Ghost plane's flight to disaster

Passengers inside the Lear 35 could have lost consciousness

Airforce pilots who tracked Payne Stewart's doomed Learjet were shocked to find no one at the controls.

The windows were frosted up, suggesting a massive and immediate loss of pressure on the plane. It flew on like a ghost plane over central US states for several hours.

It appears the five passengers were incapacitated early in the flight, although investigators are searching for the 'black box' recorder for evidence.

[ image: Lear cabins are pressurised]
Lear cabins are pressurised
The plane, a Lear 35 built in 1976, took off from Orlando, Florida, at about 0920 local time (1420 BST).

Mr Stewart had been expected in Houston for practice rounds in advance of the PGA Tour Championship.

But the plane veered off course and lost radio contact with the ground soon after it took off - the last word from the flight coming when it was over Gainesville, Florida.

When the crew later failed to respond to repeated inquiries from air traffic controllers an Air Force fighter jet from Tyndall, Florida, was diverted from a routine training flight to check the Learjet.

Two fighters from Eglin Air Force Base, Florida, then took over to follow it and they later handed off the monitoring to two Air National Guard F-16s from Tulsa, Oklahoma.

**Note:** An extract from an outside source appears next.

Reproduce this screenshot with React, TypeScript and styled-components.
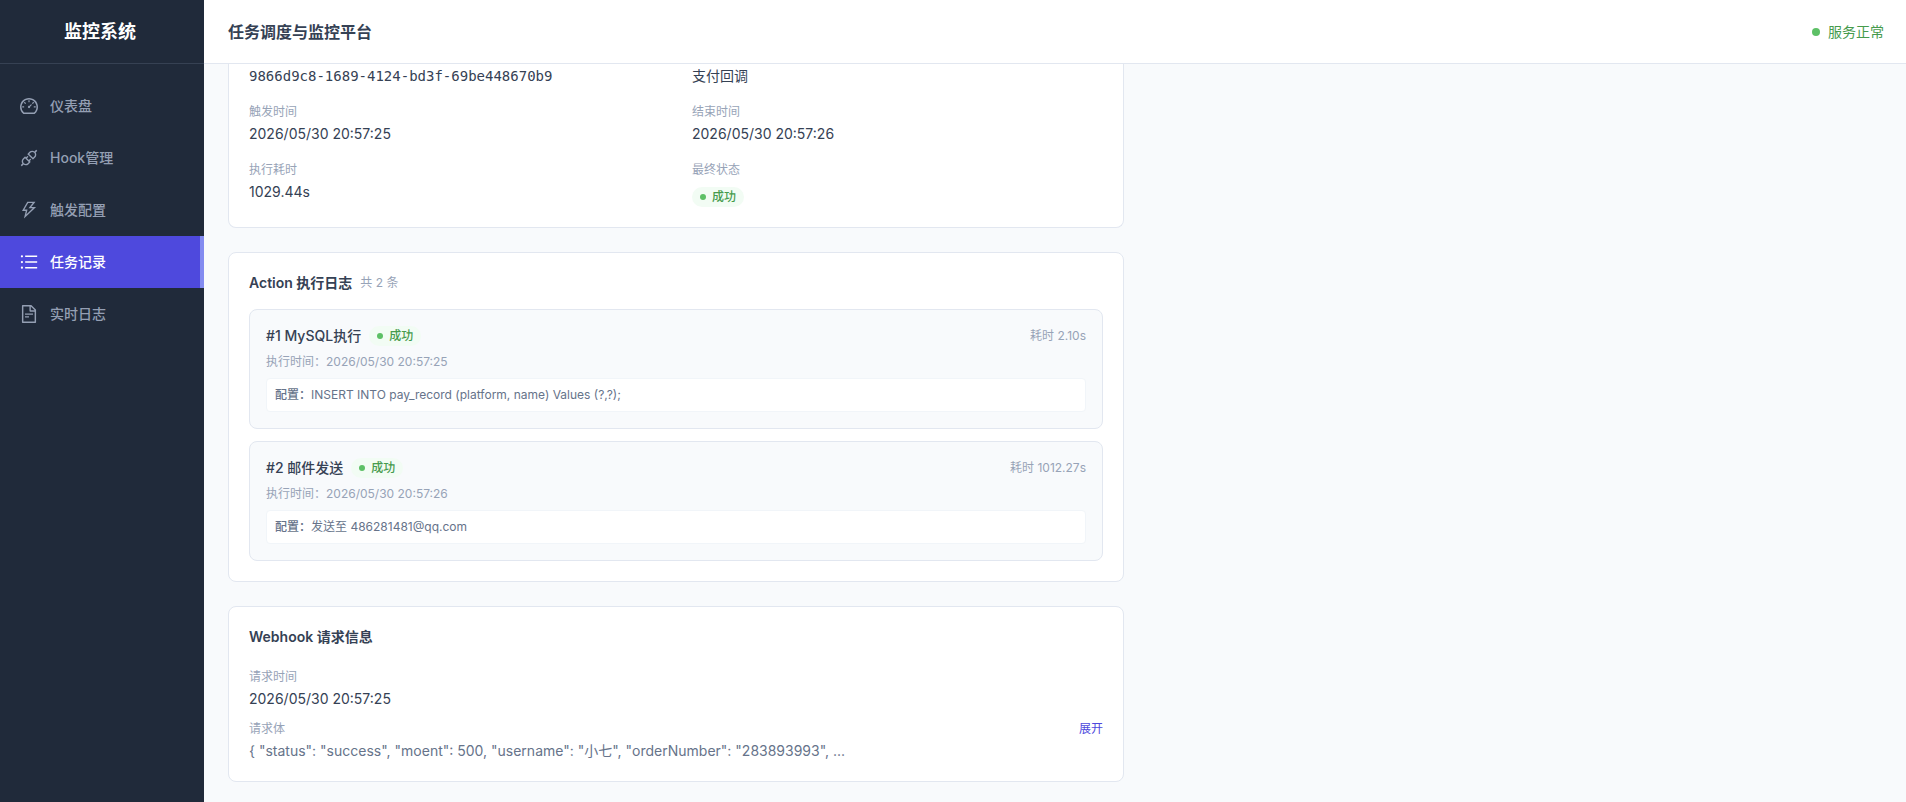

[ image: Investigators scour the crash site]
Investigators scour the crash site
About four hours after takeoff, the plane crashed in a grassy field 3km west of Mina, South Dakota.

Planes that fly above 3,600m (12,000ft) are normally pressurised, because passengers would have difficulty breathing the thin air above that altitude.

If there is a pressurisation problem, those aboard the aircraft could slowly lose consciousness or, if an aircraft broke a door or window seal, perish in seconds from hypoxia, or oxygen deficiency.

Once reaching a cruise altitude, pilots often switch on the autopilot. If they passed out, the plane would cruise until it ran out of fuel.

British aviation expert David Learmount, of Flight International, said: "We understand the Learjet was at 43,000ft which is well above what most airliners fly at.

"If the aircraft did depressurise at that height literally you wouldn't have time to get an oxygen mask to your face before you passed out from lack of oxygen."